Redesigning the SAT: Fighting a Losing Battle


Beginning in 2016, the College Board will be administering the redesigned SAT. Notable changes will include the return to the 1600 point scale, the lack of a vocabulary section, and the introduction of the now-optional essay. Fun fact: This supposedly new SAT will strongly resemble the old SAT which was administered until 2005.

Educators everywhere have expressed confusion and distaste with these changes.

“In essence, they’re admitting that the current version of the test was a mistake,” said Anthony Green, a SAT and ACT tutor of the children of Fortune 500 CEOs.

If the current SAT is such a mistake, then the College Board should be taking all of the actions necessary to fix it. A perfect standardized test is impossible, especially with the changing education standards of school districts everywhere today. If the College Board is truly attempting to improve an important evaluation test that affects the future of students, then the College Board should continue redesigning the SAT by all means.

However, this noble notion of bettering education is covered when we dig deeper into the results of these changes. As mentioned before, the redesigned SAT will no longer require the essay portion. This fact may seem wonderful for those who find the 25 minutes essays of the current SAT absurd and tedious; yet, these same people may be dismayed to find that many colleges will continue requiring you to take the optional essay portion of the SAT. On Stanford’s website, Stanford admissions specifies that they will require scores for all three portions of the SAT (Reading and Writing, Math, and Essay) even after March 2016.

Changing the SAT also seems unnecessary when an increasing amount of schools are removing the requirement of test scores from their applications. In August 1, 2015, George Washington University in Washington, DC removed standardized test scores from its admissions process. This removal of test score requirements is meant to emphasize the idea of holistic review processes — the evaluation of all aspects of a prospective student when considering acceptance into a college.

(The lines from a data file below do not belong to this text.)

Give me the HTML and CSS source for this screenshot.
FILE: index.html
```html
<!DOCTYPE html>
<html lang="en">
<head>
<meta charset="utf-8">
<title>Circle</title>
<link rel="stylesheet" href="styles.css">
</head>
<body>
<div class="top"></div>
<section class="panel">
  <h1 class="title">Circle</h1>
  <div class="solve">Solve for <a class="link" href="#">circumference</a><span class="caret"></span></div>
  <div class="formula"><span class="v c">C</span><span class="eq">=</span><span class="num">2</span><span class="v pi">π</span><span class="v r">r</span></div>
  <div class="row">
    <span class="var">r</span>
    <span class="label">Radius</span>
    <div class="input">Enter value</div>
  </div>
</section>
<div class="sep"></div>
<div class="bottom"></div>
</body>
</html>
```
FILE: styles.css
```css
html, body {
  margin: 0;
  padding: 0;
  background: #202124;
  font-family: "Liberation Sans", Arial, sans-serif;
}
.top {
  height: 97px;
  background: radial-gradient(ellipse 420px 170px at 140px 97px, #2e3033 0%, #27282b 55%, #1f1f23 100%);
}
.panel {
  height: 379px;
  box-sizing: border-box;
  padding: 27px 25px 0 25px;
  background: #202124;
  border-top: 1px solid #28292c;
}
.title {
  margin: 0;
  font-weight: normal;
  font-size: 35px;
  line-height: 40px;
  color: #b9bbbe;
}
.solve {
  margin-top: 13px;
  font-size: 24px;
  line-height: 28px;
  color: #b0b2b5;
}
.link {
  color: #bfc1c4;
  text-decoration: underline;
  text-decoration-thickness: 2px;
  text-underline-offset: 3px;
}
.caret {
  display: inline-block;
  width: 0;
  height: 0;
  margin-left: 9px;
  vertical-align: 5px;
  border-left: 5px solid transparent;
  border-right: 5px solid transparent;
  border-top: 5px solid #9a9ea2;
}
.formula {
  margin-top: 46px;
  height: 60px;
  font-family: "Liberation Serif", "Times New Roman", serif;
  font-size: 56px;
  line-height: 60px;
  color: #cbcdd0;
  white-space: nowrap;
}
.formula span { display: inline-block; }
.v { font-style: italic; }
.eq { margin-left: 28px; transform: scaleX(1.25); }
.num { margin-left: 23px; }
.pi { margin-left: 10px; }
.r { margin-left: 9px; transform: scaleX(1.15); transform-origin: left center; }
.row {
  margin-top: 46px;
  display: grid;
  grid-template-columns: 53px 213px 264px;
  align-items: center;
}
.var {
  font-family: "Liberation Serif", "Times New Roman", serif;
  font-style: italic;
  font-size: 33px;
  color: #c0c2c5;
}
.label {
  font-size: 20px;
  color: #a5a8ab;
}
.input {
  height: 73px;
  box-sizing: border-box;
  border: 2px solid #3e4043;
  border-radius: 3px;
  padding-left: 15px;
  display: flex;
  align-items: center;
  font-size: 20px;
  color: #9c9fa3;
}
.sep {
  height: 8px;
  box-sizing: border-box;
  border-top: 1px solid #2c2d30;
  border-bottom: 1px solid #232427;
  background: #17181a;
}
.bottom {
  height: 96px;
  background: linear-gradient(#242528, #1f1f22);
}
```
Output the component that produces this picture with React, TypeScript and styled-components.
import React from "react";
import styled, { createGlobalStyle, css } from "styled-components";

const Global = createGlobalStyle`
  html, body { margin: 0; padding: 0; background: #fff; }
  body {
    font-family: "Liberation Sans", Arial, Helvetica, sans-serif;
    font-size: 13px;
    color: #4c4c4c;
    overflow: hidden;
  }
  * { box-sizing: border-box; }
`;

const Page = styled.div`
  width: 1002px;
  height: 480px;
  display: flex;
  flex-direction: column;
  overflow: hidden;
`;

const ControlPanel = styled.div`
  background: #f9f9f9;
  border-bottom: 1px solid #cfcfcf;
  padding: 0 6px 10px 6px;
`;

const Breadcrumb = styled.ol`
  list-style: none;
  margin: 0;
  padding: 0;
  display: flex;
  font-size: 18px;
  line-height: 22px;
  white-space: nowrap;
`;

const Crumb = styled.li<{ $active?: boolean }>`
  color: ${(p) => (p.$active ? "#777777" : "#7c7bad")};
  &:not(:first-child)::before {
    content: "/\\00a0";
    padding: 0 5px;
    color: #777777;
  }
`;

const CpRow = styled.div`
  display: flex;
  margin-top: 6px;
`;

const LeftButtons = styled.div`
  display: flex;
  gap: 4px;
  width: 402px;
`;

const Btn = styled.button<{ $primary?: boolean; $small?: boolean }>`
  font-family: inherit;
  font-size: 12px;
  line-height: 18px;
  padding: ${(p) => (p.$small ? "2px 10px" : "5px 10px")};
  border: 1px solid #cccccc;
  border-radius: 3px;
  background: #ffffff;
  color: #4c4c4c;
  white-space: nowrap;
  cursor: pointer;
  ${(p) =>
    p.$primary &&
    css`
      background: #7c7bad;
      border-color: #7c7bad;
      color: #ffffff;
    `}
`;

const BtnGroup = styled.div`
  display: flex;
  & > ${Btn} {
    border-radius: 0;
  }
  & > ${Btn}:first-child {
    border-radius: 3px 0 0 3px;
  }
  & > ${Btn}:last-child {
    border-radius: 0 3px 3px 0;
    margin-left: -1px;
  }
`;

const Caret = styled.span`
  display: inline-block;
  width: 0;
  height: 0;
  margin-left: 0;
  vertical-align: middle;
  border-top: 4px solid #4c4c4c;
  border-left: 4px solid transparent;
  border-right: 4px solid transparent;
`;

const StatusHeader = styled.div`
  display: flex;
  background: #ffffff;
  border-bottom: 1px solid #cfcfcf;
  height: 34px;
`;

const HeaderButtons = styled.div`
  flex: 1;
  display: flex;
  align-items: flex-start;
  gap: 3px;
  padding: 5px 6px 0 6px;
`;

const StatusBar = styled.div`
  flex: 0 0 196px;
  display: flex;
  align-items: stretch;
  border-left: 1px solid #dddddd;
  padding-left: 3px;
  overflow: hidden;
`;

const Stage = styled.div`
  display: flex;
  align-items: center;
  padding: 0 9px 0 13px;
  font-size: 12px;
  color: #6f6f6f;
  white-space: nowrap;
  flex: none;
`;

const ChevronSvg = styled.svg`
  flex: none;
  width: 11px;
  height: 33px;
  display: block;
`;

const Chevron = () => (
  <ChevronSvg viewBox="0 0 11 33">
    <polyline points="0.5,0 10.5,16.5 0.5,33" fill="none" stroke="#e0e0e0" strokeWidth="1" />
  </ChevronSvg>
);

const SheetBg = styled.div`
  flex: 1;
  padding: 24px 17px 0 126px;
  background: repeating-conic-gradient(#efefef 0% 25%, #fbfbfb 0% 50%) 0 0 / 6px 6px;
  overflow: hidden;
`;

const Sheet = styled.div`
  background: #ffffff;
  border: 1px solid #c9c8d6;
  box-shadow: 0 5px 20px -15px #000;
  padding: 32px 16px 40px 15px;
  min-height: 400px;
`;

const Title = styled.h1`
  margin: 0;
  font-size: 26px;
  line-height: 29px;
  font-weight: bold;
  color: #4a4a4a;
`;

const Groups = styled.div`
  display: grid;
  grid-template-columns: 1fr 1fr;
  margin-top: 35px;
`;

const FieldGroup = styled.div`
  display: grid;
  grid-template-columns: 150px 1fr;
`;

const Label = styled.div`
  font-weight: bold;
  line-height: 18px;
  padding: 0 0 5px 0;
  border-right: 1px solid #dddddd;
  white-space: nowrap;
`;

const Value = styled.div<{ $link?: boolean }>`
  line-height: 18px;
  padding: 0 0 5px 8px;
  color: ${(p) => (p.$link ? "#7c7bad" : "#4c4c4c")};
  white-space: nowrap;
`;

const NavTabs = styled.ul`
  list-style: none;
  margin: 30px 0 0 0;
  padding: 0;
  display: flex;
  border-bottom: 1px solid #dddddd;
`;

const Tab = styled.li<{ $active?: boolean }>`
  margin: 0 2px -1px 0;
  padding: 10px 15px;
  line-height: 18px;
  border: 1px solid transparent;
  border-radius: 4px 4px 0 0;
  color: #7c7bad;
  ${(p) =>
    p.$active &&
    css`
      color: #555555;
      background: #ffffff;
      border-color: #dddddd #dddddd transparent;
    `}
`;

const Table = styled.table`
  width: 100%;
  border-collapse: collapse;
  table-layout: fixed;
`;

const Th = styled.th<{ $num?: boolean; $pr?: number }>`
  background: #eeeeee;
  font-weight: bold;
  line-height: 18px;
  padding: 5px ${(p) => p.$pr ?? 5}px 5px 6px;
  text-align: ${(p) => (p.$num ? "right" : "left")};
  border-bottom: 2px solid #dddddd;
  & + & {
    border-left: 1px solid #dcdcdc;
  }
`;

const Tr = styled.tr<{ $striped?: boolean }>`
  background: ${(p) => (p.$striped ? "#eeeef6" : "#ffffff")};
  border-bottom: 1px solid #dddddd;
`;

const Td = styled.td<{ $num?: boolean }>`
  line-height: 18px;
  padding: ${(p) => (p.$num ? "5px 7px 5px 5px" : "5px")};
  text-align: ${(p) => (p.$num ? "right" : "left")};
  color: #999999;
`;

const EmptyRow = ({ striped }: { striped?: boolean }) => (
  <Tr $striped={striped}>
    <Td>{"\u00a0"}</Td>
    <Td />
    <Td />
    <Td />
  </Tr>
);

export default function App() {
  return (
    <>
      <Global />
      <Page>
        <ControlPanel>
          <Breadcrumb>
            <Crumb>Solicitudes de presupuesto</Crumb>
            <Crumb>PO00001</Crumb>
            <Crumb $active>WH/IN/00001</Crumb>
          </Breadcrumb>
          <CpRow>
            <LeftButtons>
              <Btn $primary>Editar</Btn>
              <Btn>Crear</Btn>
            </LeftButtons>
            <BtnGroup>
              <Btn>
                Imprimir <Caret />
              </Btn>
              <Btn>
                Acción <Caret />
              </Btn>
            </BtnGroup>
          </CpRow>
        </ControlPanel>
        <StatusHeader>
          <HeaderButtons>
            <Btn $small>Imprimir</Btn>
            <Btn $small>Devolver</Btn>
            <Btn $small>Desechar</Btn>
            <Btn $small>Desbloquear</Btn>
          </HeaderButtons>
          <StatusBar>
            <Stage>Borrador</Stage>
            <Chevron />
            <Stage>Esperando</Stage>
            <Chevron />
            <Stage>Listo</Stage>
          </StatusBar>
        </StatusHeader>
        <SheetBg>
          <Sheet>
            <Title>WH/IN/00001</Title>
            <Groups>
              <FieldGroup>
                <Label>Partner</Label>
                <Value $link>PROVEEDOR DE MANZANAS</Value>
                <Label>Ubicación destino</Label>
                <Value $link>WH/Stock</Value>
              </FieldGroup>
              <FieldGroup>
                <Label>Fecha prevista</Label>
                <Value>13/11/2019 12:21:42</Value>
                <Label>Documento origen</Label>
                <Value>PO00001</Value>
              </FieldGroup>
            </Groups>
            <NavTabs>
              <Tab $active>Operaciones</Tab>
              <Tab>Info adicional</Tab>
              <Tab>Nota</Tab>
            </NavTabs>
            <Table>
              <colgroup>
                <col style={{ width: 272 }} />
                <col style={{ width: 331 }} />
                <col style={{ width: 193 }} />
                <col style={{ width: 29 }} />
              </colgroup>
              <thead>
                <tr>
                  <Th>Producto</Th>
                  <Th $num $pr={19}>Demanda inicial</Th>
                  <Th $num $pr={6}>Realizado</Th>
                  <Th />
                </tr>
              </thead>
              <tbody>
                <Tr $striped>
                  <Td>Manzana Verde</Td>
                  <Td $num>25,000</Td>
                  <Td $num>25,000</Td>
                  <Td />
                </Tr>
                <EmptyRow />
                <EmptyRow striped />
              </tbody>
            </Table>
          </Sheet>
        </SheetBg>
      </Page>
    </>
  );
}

If creating the perfect standardized test truly is impossible and education institutions are already ditching the current SAT, we can only wonder why the College Board continues to hold onto the SAT. While there currently may not be a better way of judging applicants with the same national standards, the SAT is hindering the process of finding this better way. If we truly want to take a new step into the future of education, we have to risk the loss of the SAT to seek something better.